我们通过三种缓存的配置可以看到,其实现主要是分为两种:solr.LRUCache和solr.FastLRUCache.
LRUCache:基于线程安全的LinkedHashMap实现。
FastLRUCache:基于ConcurrentHashMap实现。
2、Size:允许分配多少个实体(entity)的缓存空间。
3、initialSize:分配初始多少个实体(entity)的缓存空间。
4、autowarmCount:自动预装入实体数。
- queryResultWindowSize
queryResultWindowSize:配合queryResultCache来使用。
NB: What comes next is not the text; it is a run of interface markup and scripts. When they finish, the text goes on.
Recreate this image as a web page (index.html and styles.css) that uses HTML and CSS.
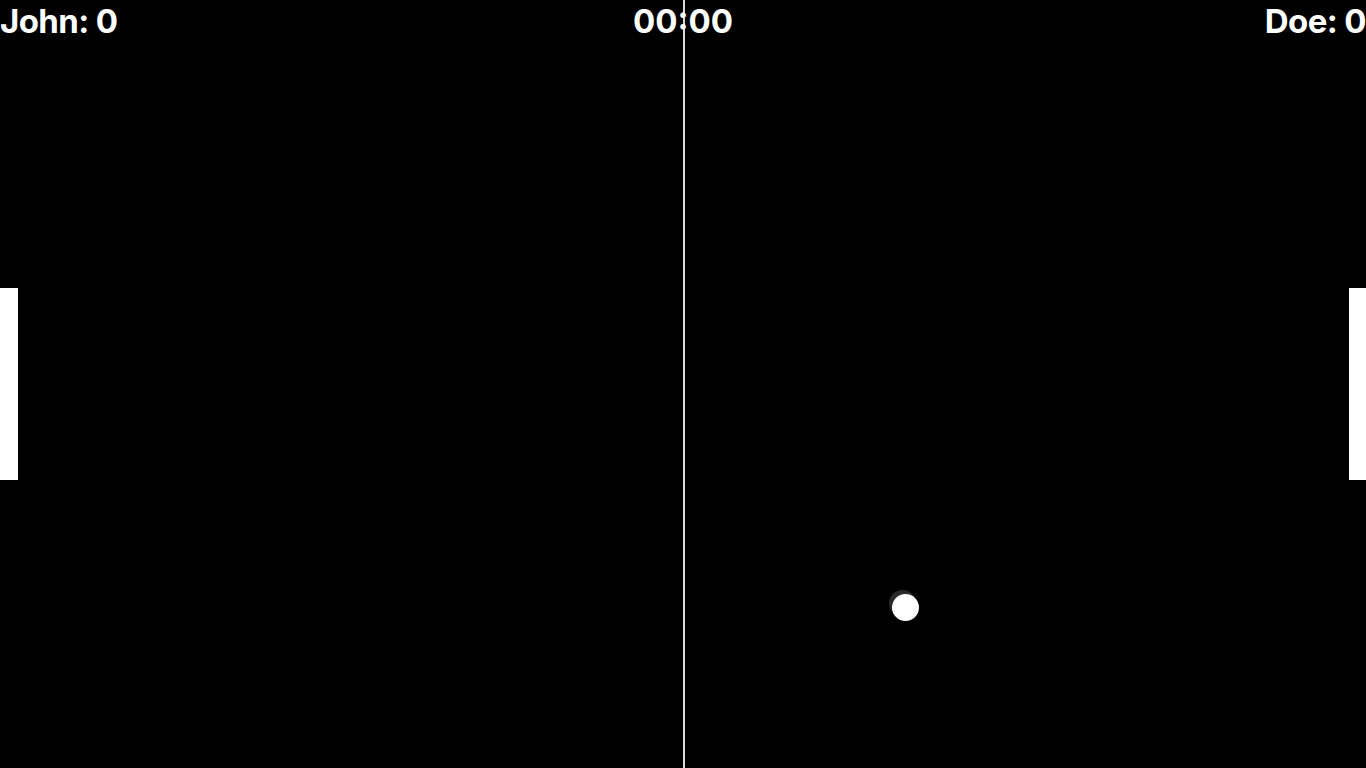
FILE: index.html
```html
<!DOCTYPE html>
<html lang="en">
<head>
<meta charset="utf-8">
<title>Pong</title>
<link rel="stylesheet" href="styles.css">
</head>
<body>
<main class="court">
  <div class="net"></div>
  <header class="scoreboard">
    <span class="score score-left">John: 0</span>
    <span class="timer">00:00</span>
    <span class="score score-right">Doe: 0</span>
  </header>
  <div class="paddle paddle-left"></div>
  <div class="paddle paddle-right"></div>
  <div class="ball ball-trail"></div>
  <div class="ball"></div>
</main>
</body>
</html>
```
FILE: styles.css
```css
html, body {
  margin: 0;
  padding: 0;
  background: #000;
  height: 100%;
  overflow: hidden;
}
.court {
  position: relative;
  width: 100%;
  height: 100vh;
  background: #000;
  font-family: Inter, "Noto Sans", sans-serif;
  color: #fff;
}
.scoreboard {
  position: relative;
  z-index: 1;
  display: flex;
  justify-content: space-between;
  align-items: flex-start;
  font-weight: 700;
  font-size: 33px;
  line-height: 42px;
  letter-spacing: -0.6px;
}
.timer {
  position: absolute;
  left: 50%;
  transform: translateX(-50%);
  letter-spacing: 0;
}
.net {
  position: absolute;
  left: 683px;
  top: 0;
  width: 2px;
  height: 100%;
  background: #d8d8d8;
}
.paddle {
  position: absolute;
  top: 288px;
  width: 18px;
  height: 192px;
  background: #fff;
}
.paddle-left { left: 0; }
.paddle-right { right: 0; width: 17px; }
.ball {
  position: absolute;
  left: 892px;
  top: 594px;
  width: 27px;
  height: 27px;
  border-radius: 50%;
  background: #fff;
}
.ball-trail {
  left: 889px;
  top: 590px;
  background: #2a2a2a;
}
```
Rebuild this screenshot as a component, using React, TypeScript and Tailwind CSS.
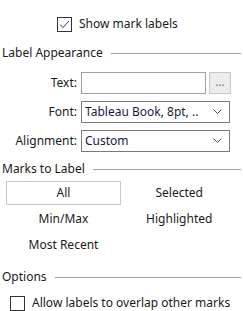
function Chevron() {
  return (
    <svg width="9" height="6" viewBox="0 0 9 6" className="shrink-0">
      <path d="M0.5 0.5 L4.5 4.5 L8.5 0.5" fill="none" stroke="#555" strokeWidth="1" />
    </svg>
  );
}

function SectionHeader({ title }: { title: string }) {
  return (
    <div className="flex items-center gap-2 pl-[2px] pr-[2px]">
      <span className="whitespace-nowrap leading-[16px]">{title}</span>
      <div className="h-px flex-1 bg-[#a0a0a0]" />
    </div>
  );
}

function Select({ value }: { value: string }) {
  return (
    <div className="flex h-[22px] w-[149px] items-center justify-between border border-[#7a7a7a] bg-white pl-[3px] pr-[7px]">
      <span className="whitespace-nowrap leading-[16px] text-[#1a1a40]">{value}</span>
      <Chevron />
    </div>
  );
}

function Row({ label, children }: { label: string; children: React.ReactNode }) {
  return (
    <div className="flex items-center">
      <span className="w-[81px] pr-[4px] text-right leading-[16px]">{label}</span>
      {children}
    </div>
  );
}

export default function App() {
  return (
    <div
      className="h-[311px] w-[243px] overflow-hidden bg-white text-[12px] leading-none text-[#1a1a1a]"
      style={{ fontFamily: '"Noto Sans", "Open Sans", sans-serif' }}
    >
      <div className="flex items-center pl-[57px] pt-[16px]">
        <div className="flex h-[15px] w-[15px] items-center justify-center border border-[#333]">
          <svg width="11" height="9" viewBox="0 0 11 9">
            <path d="M1 4.5 L4 7.5 L10 1" fill="none" stroke="#333" strokeWidth="1" />
          </svg>
        </div>
        <span className="ml-[7px] leading-[16px]">Show mark labels</span>
      </div>

      <div className="mt-[13px]">
        <SectionHeader title="Label Appearance" />
      </div>

      <div className="mt-[11px] flex flex-col gap-[7px]">
        <Row label="Text:">
          <div className="h-[22px] w-[125px] border border-[#a0a0a0] bg-white" />
          <div className="ml-[3px] flex h-[22px] w-[22px] items-end justify-center border border-[#c8c8c8] bg-[#ececec] pb-[5px] text-[#777]">
            ...
          </div>
        </Row>
        <Row label="Font:">
          <Select value="Tableau Book, 8pt, .." />
        </Row>
        <Row label="Alignment:">
          <Select value="Custom" />
        </Row>
      </div>

      <div className="mt-[9px]">
        <SectionHeader title="Marks to Label" />
      </div>

      <div className="mt-[4px] grid grid-cols-2 gap-y-[2px] pl-[6px] pr-[6px]">
        <div className="flex h-[24px] w-[115px] items-center justify-center border border-[#c8c8c8]">All</div>
        <div className="flex h-[24px] items-center justify-center">Selected</div>
        <div className="flex h-[24px] w-[115px] items-center justify-center">Min/Max</div>
        <div className="flex h-[24px] items-center justify-center">Highlighted</div>
        <div className="flex h-[24px] w-[115px] items-center justify-center">Most Recent</div>
      </div>

      <div className="mt-[12px]">
        <SectionHeader title="Options" />
      </div>

      <div className="mt-[10px] flex items-center pl-[10px]">
        <div className="h-[15px] w-[15px] border border-[#333]" />
        <span className="ml-[7px] leading-[16px]">Allow labels to overlap other marks</span>
      </div>
    </div>
  );
}
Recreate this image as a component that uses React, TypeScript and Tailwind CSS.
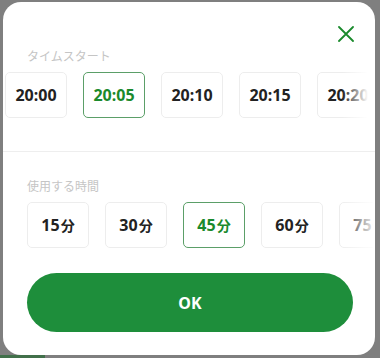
import { useState } from 'react';

const times = ['20:00', '20:05', '20:10', '20:15', '20:20'];
const durations = [15, 30, 45, 60, 75];

const font = { fontFamily: '"Noto Sans", "Noto Sans CJK JP", sans-serif' };

const Chip = ({ label, unit, active, onClick }: { label: string; unit?: string; active: boolean; onClick: () => void }) => (
  <button
    onClick={onClick}
    className={`shrink-0 w-[62px] h-[46px] rounded-[5px] border flex items-center justify-center font-bold text-[16px] ${
      active ? 'border-[#5b9f68] text-[#1a8a2c]' : 'border-[#ededed] text-[#222]'
    }`}
  >
    {label}
    {unit && <span className="text-[14px] ml-[1px]">{unit}</span>}
  </button>
);

const App = () => {
  const [start, setStart] = useState('20:05');
  const [mins, setMins] = useState(45);

  return (
    <div className="w-[380px] h-[358px] bg-[#7f7f7f] relative overflow-hidden" style={font}>
      <div className="absolute bottom-0 left-0 w-[45px] h-[3px] bg-[#41704a]" />
      <div className="ml-[3px] mt-[2px] w-[372px] h-[353px] bg-white rounded-[18px] flex flex-col">
        <div className="flex justify-end pt-[24px] pr-[21px]">
          <svg width="16" height="16" viewBox="0 0 16 16" fill="none" stroke="#1a8a2c" strokeWidth="1.8" strokeLinecap="round">
            <path d="M1 1L15 15M15 1L1 15" />
          </svg>
        </div>
        <div className="pl-[24px] mt-[7px] text-[12px] leading-[16px] text-[#c5c5c5]">タイムスタート</div>
        <div className="relative w-[365px] overflow-hidden mt-[7px]">
          <div className="flex gap-[16px] pl-[2px]">
            {times.map((t) => (
              <Chip key={t} label={t} active={t === start} onClick={() => setStart(t)} />
            ))}
          </div>
          <div className="absolute top-0 right-0 h-full w-[26px] bg-gradient-to-r from-white/0 to-white" />
        </div>
        <div className="h-px bg-[#eeeeee] mt-[33px]" />
        <div className="pl-[24px] mt-[27px] text-[12px] leading-[16px] text-[#c5c5c5]">使用する時間</div>
        <div className="relative w-[370px] overflow-hidden mt-[7px]">
          <div className="flex gap-[16px] pl-[24px]">
            {durations.map((d) => (
              <Chip key={d} label={String(d)} unit="分" active={d === mins} onClick={() => setMins(d)} />
            ))}
          </div>
          <div className="absolute top-0 right-0 h-full w-[34px] bg-gradient-to-r from-white/0 to-white/90" />
        </div>
        <button className="ml-[24px] mt-[25px] w-[326px] h-[59px] rounded-full bg-[#1e8e3b] text-white font-bold text-[16px]">
          OK
        </button>
      </div>
    </div>
  );
};

export default App;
简单来说:如果需要分页查询,那么配置为50,那么solr在查询的时候会缓存0-49个结果,那么翻页查询的时候就会直接从缓存中获取。
配置如下:
<!-- Result Window Size
An optimization for use with the queryResultCache. When a search
is requested, a superset of the requested number of document ids
are collected. For example, if a search for a particular query
requests matching documents 10 through 19, and queryWindowSize is 50,
then documents 0 through 49 will be collected and cached. Any further
requests in that range can be satisfied via the cache.
-->
<queryResultWindowSize>20</queryResultWindowSize>
这几种缓存,实际运用中需要根据查询的频率,缓存个数来具体设置,也需要实践观察。